THE REQUEST
Across the listing below, how many lines hold "styles"? Reply with the number by itself.

[start]

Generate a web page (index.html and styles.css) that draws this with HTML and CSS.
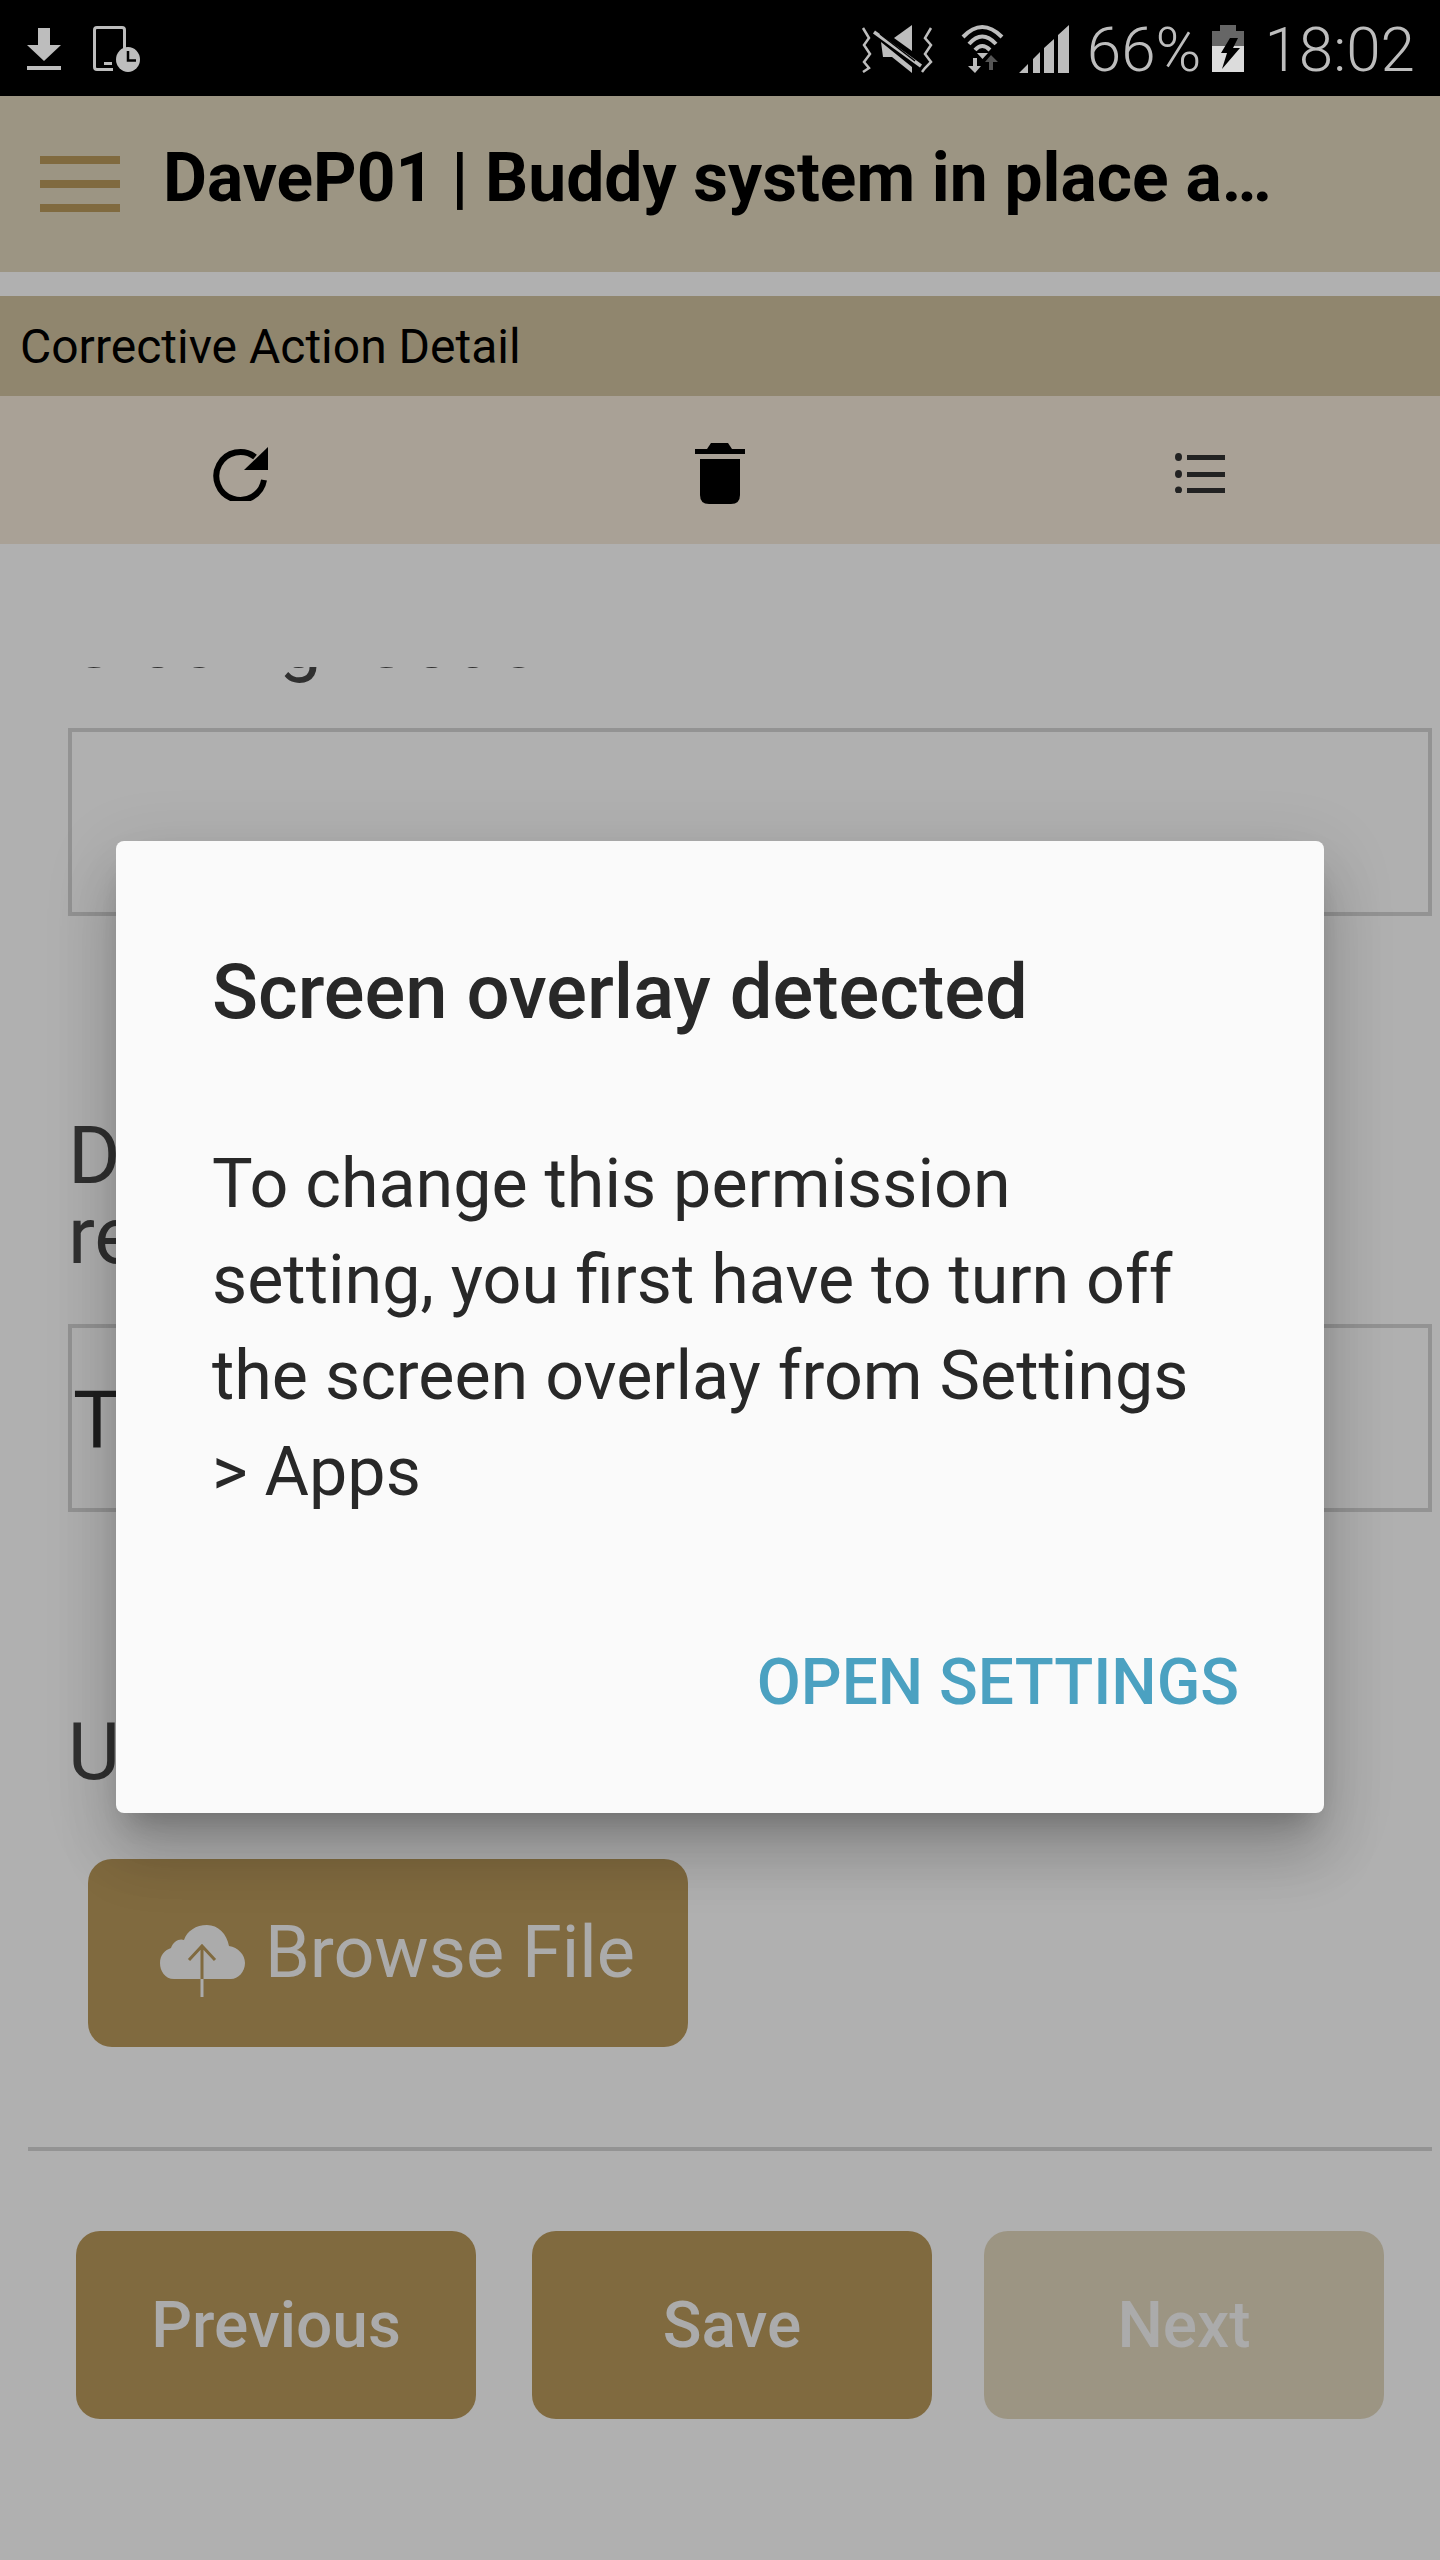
FILE: index.html
```html
<!DOCTYPE html>
<html lang="en">
<head>
<meta charset="UTF-8" />
<meta name="viewport" content="width=device-width, initial-scale=1" />
<title>Corrective Action Detail</title>
<link rel="stylesheet" href="styles.css">
</head>
<body>
  <!-- Android status bar -->
  <div class="status-bar">
    <div class="status-left">
      <svg class="icon-download" width="34" height="42" viewBox="0 0 34 42">
        <path d="M11 0H23V17H34L17 33L0 17H11Z" fill="#bdbdbd"/>
        <rect x="0" y="38" width="34" height="4" fill="#bdbdbd"/>
      </svg>
      <svg class="icon-phone" width="47" height="46" viewBox="0 0 47 46">
        <path d="M31.5 26V4Q31.5 1.5 29 1.5H4Q1.5 1.5 1.5 4V41Q1.5 43.5 4 43.5H20M11 37.500H19" fill="none" stroke="#bdbdbd" stroke-width="3"/>
        <ellipse cx="35" cy="33.500" rx="12" ry="12.500" fill="#bdbdbd"/>
        <path d="M35 25V34.500H43" fill="none" stroke="#000" stroke-width="2.500"/>
      </svg>
    </div>
    <div class="status-right">
      <svg class="icon-mute" width="72" height="48" viewBox="0 0 72 48">
        <path d="M2 3L8 13L3 20L9 29L3 37L8 43L2 47M70 3L64 13L70 20L64 29L70 37L64 43L61 47" fill="none" stroke="#bdbdbd" stroke-width="2.500"/>
        <path d="M33 13L51 0V26Z" fill="#bdbdbd"/>
        <path d="M20 17L22 32H31L51 48V42Z" fill="#bdbdbd"/>
        <path d="M13 7L60 41" stroke="#bdbdbd" stroke-width="3.500"/>
        <path d="M19 9L54 36" stroke="#000" stroke-width="1.500"/>
      </svg>
      <svg class="icon-wifi" width="43" height="49" viewBox="0 0 43 49">
        <path d="M2 13Q21 -7 41 13M8 20Q21 5 35 20M14 26Q21 18 29 26" fill="none" stroke="#bdbdbd" stroke-width="4"/>
        <path d="M16 29H27L21.500 35Z" fill="#bdbdbd"/>
        <path d="M12 34H16V42H20L14 49L7 42H12Z" fill="#bdbdbd"/>
        <path d="M28 46V38H24L30 31L37 38H32V46Z" fill="#555"/>
      </svg>
      <svg class="icon-signal" width="50" height="48" viewBox="0 0 50 48">
        <path d="M0 48L9 39V48ZM14 34L21 27V48H14ZM25 23L35 14V48H25ZM39 10L50 0V48H39Z" fill="#bdbdbd"/>
      </svg>
      <span class="battery-level">66%</span>
      <svg class="icon-battery" width="32" height="47" viewBox="0 0 32 47">
        <rect x="8" y="0" width="16" height="7" fill="#666"/>
        <rect x="0" y="6" width="32" height="15" fill="#666"/>
        <rect x="0" y="21" width="32" height="26" fill="#dcdcdc"/>
        <path d="M18 13H26L21 23H28L10 44L15 28H9Z" fill="#000"/>
      </svg>
      <span class="clock">18:02</span>
    </div>
  </div>

  <header class="app-header">
    <div class="hamburger"><span></span><span></span><span></span></div>
    <h1>DaveP01 | Buddy system in place a…</h1>
  </header>

  <div class="section-title">Corrective Action Detail</div>

  <div class="toolbar">
    <svg width="56" height="55" viewBox="0 0 56 55">
      <path d="M43 11A24 24 0 1 0 52 34" fill="none" stroke="#000" stroke-width="6"/>
      <path d="M56 1V24H32Z" fill="#000"/>
    </svg>
    <svg width="50" height="61" viewBox="0 0 50 61">
      <path d="M12 6L16 0H33L37 6Z" fill="#000"/>
      <rect x="0" y="6" width="50" height="5" fill="#000"/>
      <path d="M5 16H45V52Q45 61 36 61H14Q5 61 5 52Z" fill="#000"/>
    </svg>
    <svg width="50" height="40" viewBox="0 0 50 40">
      <g fill="#222">
        <ellipse cx="3.500" cy="4" rx="3.500" ry="4"/>
        <ellipse cx="3.500" cy="21" rx="3.500" ry="4"/>
        <ellipse cx="3.500" cy="37" rx="3.500" ry="3.500"/>
        <rect x="12" y="2" width="38" height="5"/>
        <rect x="12" y="19" width="38" height="5"/>
        <rect x="12" y="35" width="38" height="5"/>
      </g>
    </svg>
  </div>

  <main class="form-scroll">
    <div class="form-content">
      <label class="field-label first">Closing Code</label>
      <div class="field-box"></div>

      <label class="field-label field-gap">Details of<br>required</label>
      <div class="field-box">Test</div>

      <label class="field-label field-gap">Upload</label>
      <button class="browse-btn" type="button">
        <svg width="85" height="72" viewBox="0 0 85 72">
          <path d="M14 54C5 54 0 46 0 38C0 30 5 25 11 23C13 16 20 13 24 15C27 6 36 0 47 0C58 0 67 9 69 21C78 22 85 30 85 38C85 47 78 54 71 54Z" fill="#ababab"/>
          <path d="M42 22V54M29 35L42 21L55 35" fill="none" stroke="#806a3f" stroke-width="3"/>
          <path d="M42 54V72" stroke="#ababab" stroke-width="3"/>
        </svg>
        Browse File
      </button>

      <hr class="divider" />

      <div class="nav-buttons">
        <button class="nav-btn" type="button">Previous</button>
        <button class="nav-btn" type="button">Save</button>
        <button class="nav-btn next" type="button">Next</button>
      </div>
    </div>
  </main>

  <!-- Permission dialog -->
  <div class="dialog-wrap">
    <div class="dialog" role="dialog">
      <h2>Screen overlay detected</h2>
      <p>To change this permission setting, you first have to turn off the screen overlay from Settings &gt; Apps</p>
      <div class="dialog-actions">
        <a class="dialog-btn">OPEN SETTINGS</a>
      </div>
    </div>
  </div>
</body>
</html>
```

FILE: styles.css
```css
/* Reset */
* {
  box-sizing: border-box;
}

body {
  font-family: Roboto, 'Noto Sans', sans-serif;
  background: #b0b0b0;
  margin: 0;
  width: 1440px;
  height: 2560px;
  position: relative;
  overflow: hidden;
  display: flex;
  flex-direction: column;
}

/* Status bar */
.status-bar {
  height: 96px;
  background: #000;
  color: #bdbdbd;
  display: flex;
  justify-content: space-between;
  padding: 0 25px 0 27px;
  flex-shrink: 0;
}

.status-left {
  display: flex;
  gap: 32px;
  align-items: flex-start;
}

.icon-download {
  margin-top: 28px;
}

.icon-phone {
  margin-top: 26px;
}

.status-right {
  display: flex;
  align-items: flex-start;
}

.icon-mute {
  margin-top: 25px;
}

.icon-wifi {
  margin: 24px 0 0 28px;
}

.icon-signal {
  margin: 25px 0 0 15px;
}

.icon-battery {
  margin: 25px 0 0 11px;
}

.battery-level,
.clock {
  font-size: 62px;
  font-weight: 300;
  line-height: 62px;
  margin-top: 19px;
}

.battery-level {
  margin-left: 18px;
}

.clock {
  margin-left: 20px;
}

/* App header */
.app-header {
  height: 176px;
  background: #9c9583;
  display: flex;
  align-items: center;
  padding-left: 40px;
  flex-shrink: 0;
}

.hamburger {
  width: 80px;
  display: flex;
  flex-direction: column;
  gap: 16px;
}

.hamburger span {
  height: 8px;
  background: #806a3f;
}

.app-header h1 {
  margin: 0 0 13px 43px;
  font-size: 67.7px;
  font-weight: 700;
  color: #000;
  white-space: nowrap;
}

.section-title {
  margin-top: 24px;
  height: 100px;
  background: #90866e;
  color: #000;
  font-size: 48px;
  line-height: 102px;
  padding-left: 20px;
  flex-shrink: 0;
}

.toolbar {
  height: 148px;
  padding-top: 6px;
  background: #a9a196;
  display: grid;
  grid-template-columns: repeat(3, 1fr);
  justify-items: center;
  align-items: center;
  flex-shrink: 0;
}

/* Form, scrolled so the first label is cut off */
.form-scroll {
  margin-top: 123px;
  flex-grow: 1;
  overflow: hidden;
}

.form-content {
  margin-top: -64px;
  padding: 0 8px 0 68px;
}

.field-label {
  display: block;
  font-size: 80px;
  line-height: 80px;
  color: #303030;
}

.field-label.first {
  font-size: 76px;
  line-height: 76px;
  word-spacing: 20px;
  padding-bottom: 1px;
}

.field-gap {
  margin-top: 200px;
}

.field-box {
  margin-top: 48px;
  height: 188px;
  border: 4px solid #939393;
  font-size: 80px;
  color: #1f1f1f;
  display: flex;
  align-items: center;
  padding: 6px 0 0 1px;
}

.browse-btn {
  margin: 67px 0 0 20px;
  width: 600px;
  height: 188px;
  background: #806a3f;
  color: #ababab;
  border: none;
  border-radius: 24px;
  font-family: inherit;
  font-size: 72px;
  display: flex;
  align-items: center;
  gap: 20px;
  padding: 0 0 2px 72px;
}

.browse-btn svg {
  margin-top: 18px;
}

.divider {
  margin: 100px 0 0 -40px;
  height: 4px;
  border: none;
  background: #939393;
}

.nav-buttons {
  margin: 80px 0 0 8px;
  display: flex;
  gap: 56px;
}

.nav-btn {
  width: 400px;
  height: 188px;
  background: #806a3f;
  color: #ababab;
  border: none;
  border-radius: 24px;
  font-family: inherit;
  font-size: 64px;
  font-weight: 500;
  padding: 0;
}

.nav-btn.next {
  background: #9c9583;
  margin-left: -4px;
}

/* Dialog */
.dialog-wrap {
  position: absolute;
  top: 94px;
  left: 0;
  right: 0;
  bottom: 0;
  display: flex;
  justify-content: center;
  align-items: center;
}

.dialog {
  width: 1208px;
  background: #fafafa;
  border-radius: 8px;
  padding: 103px 85px 98px 96px;
  color: #282828;
  box-shadow: 0 44px 60px 0 rgba(0, 0, 0, 0.16), 0 18px 70px 8px rgba(0, 0, 0, 0.1), 0 20px 26px -14px rgba(0, 0, 0, 0.2);
}

.dialog h2 {
  margin: 0;
  font-size: 76px;
  font-weight: 500;
  line-height: 96px;
}

.dialog p {
  margin: 96px 11px 0 0;
  font-size: 68.2px;
  line-height: 96px;
}

.dialog-actions {
  margin-top: 131px;
  display: flex;
  justify-content: flex-end;
}

.dialog-btn {
  font-size: 64px;
  font-weight: 500;
  line-height: 64px;
  color: #4ba1c1;
}
```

[end]

COMPLETE ANSWER
3